Suddenly, the camera jerked toward the sergeant. He bashed the Palestinian man in the face with his fist. The man's hysterical wife and two weeping children tried to squeeze between him and the sergeant. The soldier shoved the Palestinian into a hut as the army cameraman followed close behind.
The man's toddler son clung to his father's shirttail until soldiers brushed him away like a fly. The soldier flipped a blanket over the window of the hut, and the camera's audio picked up the Palestinian's muffled cries as the soldier punched him in the stomach.
"For them, you see, they don't have a problem getting beaten up," the sergeant explained before the video camera a short time later. "It's the humiliation in front of all the people, the wife and children. I try to do it so they don't see me, so it's not in front of the people."
A soldier from the Education Corps asked the sergeant why he had attacked a defenseless, handcuffed Palestinian.
"Because he was beaten, then everybody learns and no one fools around with us," the sergeant said. As he spoke, the camera shifted to the Palestinian's wife and children sitting in the dirt. The youngsters wore colorful party hats their mother had offered to distract them.
With the army video as evidence, Israeli military officials prosecuted the soldier -- one of only a handful of checkpoint abuse cases ever brought to court, according to lawyers and military officials.
After a five-day military trial, the sergeant pleaded guilty in late September to assault charges stemming from the beating. He also admitted beating at least eight other Palestinians at the checkpoint and smashing the windshields of 10 Palestinian taxicabs as commander of the post from mid-January through the end of February.
The court prohibited the publication of the soldier's name and home town for fear of retribution against him or his family.

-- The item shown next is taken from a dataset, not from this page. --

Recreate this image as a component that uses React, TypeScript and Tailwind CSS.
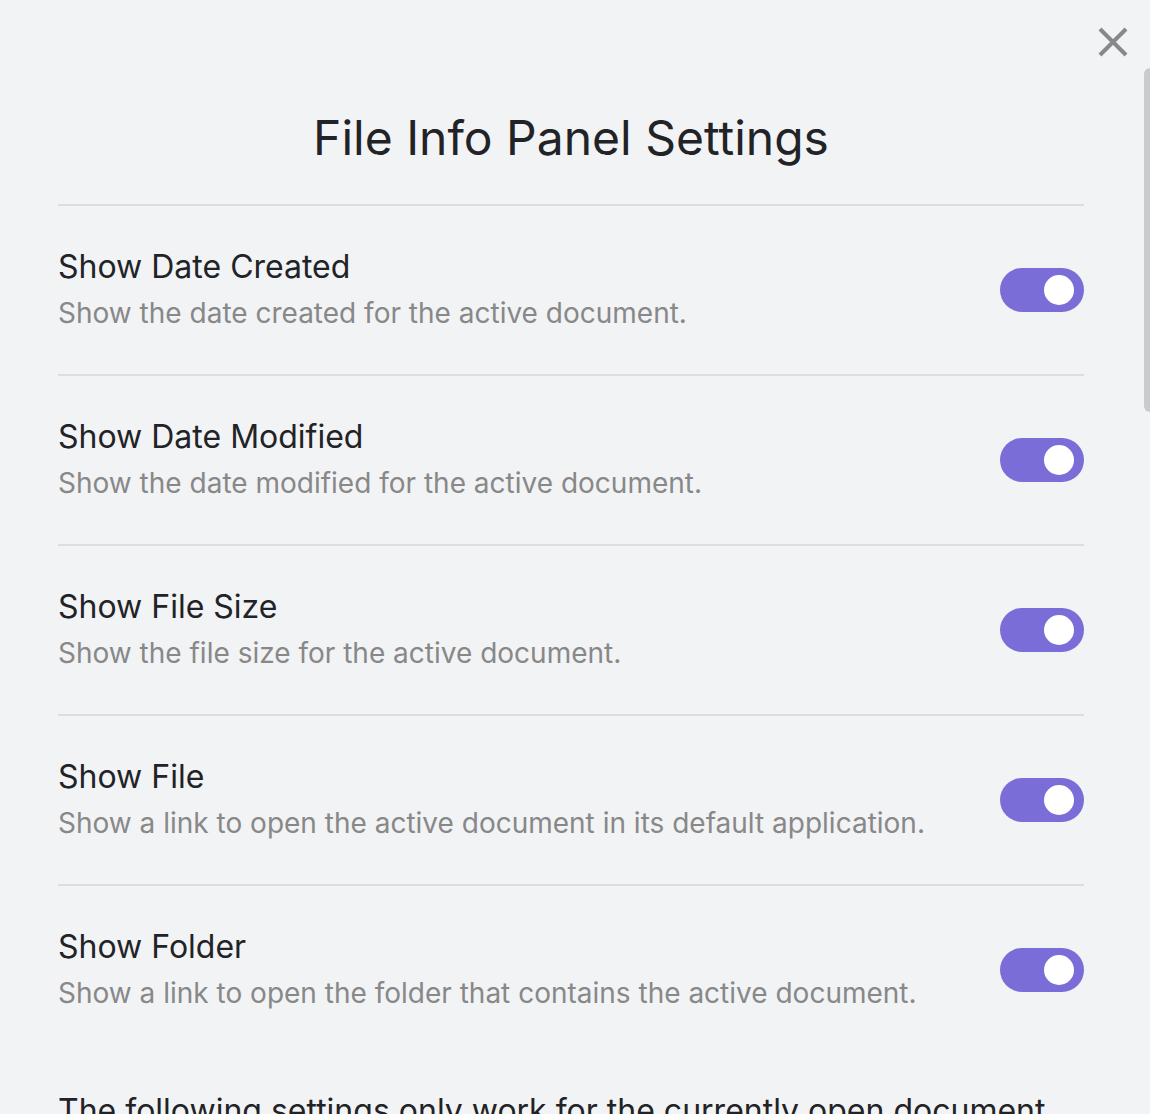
const settings = [
  { name: "Show Date Created", desc: "Show the date created for the active document." },
  { name: "Show Date Modified", desc: "Show the date modified for the active document." },
  { name: "Show File Size", desc: "Show the file size for the active document." },
  { name: "Show File", desc: "Show a link to open the active document in its default application." },
  { name: "Show Folder", desc: "Show a link to open the folder that contains the active document." },
];

function Toggle() {
  return (
    <div className="flex h-[44px] w-[84px] shrink-0 items-center justify-end rounded-full bg-[#7a6dd8] pr-[10px]">
      <div className="h-[30px] w-[30px] rounded-full bg-white" />
    </div>
  );
}

export default function App() {
  return (
    <div
      className="relative h-[1114px] w-[1150px] overflow-hidden bg-[#f2f3f5] text-[#222326]"
      style={{ fontFamily: "Inter, 'Noto Sans', sans-serif" }}
    >
      <button className="absolute right-[22px] top-[27px] text-[#888888]">
        <svg width="30" height="30" viewBox="0 0 30 30" fill="none" stroke="currentColor" strokeWidth="4">
          <path d="M2 2 L28 28 M28 2 L2 28" />
        </svg>
      </button>
      <div className="absolute right-0 top-[68px] h-[344px] w-[6px] rounded-l-md bg-[#cbcbcd]" />

      <div className="pl-[58px] pr-[66px] pt-[108px]">
        <h1 className="pb-[36px] text-center text-[48px] leading-[60px] font-normal">File Info Panel Settings</h1>
        <div className="border-t-2 border-[#dcdde0]">
          {settings.map((s) => (
            <div key={s.name} className="flex h-[170px] items-center justify-between border-b-2 border-[#dcdde0] last:h-[168px] last:border-b-0">
              <div>
                <div className="text-[32px] leading-[40px]">{s.name}</div>
                <div className="mt-[6px] text-[28px] leading-[40px] text-[#888888]">{s.desc}</div>
              </div>
              <Toggle />
            </div>
          ))}
        </div>
        <div className="pt-[35px] text-[32px] leading-[44px] whitespace-nowrap">
          The following settings only work for the currently open document
        </div>
      </div>
    </div>
  );
}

The military indictment accused the sergeant of habitually using violence against Palestinians who refused his orders to wait in line or who shouted at him. In as many as five incidents, he "kicked them forcefully in their buttocks and pushed them backwards or assaulted them with punches and kicks," the indictment said. Other times he took recalcitrant men into "the women's checking tent that was empty and . . . beat them either by punching them or kicking them in their stomach."
A three-member military judicial panel sentenced him to six months in jail, half of which he had already served, and demoted him to the rank of private.
Checkpoint duty "is in the hands of a very small number of young soldiers who do not have the proper training and proficiency in security checks," the judges wrote. "It is difficult and wearing, threatening and frustrating. . . . In imposing the punishment, it is difficult to escape the fact that the accused had to face a situation which was above his powers."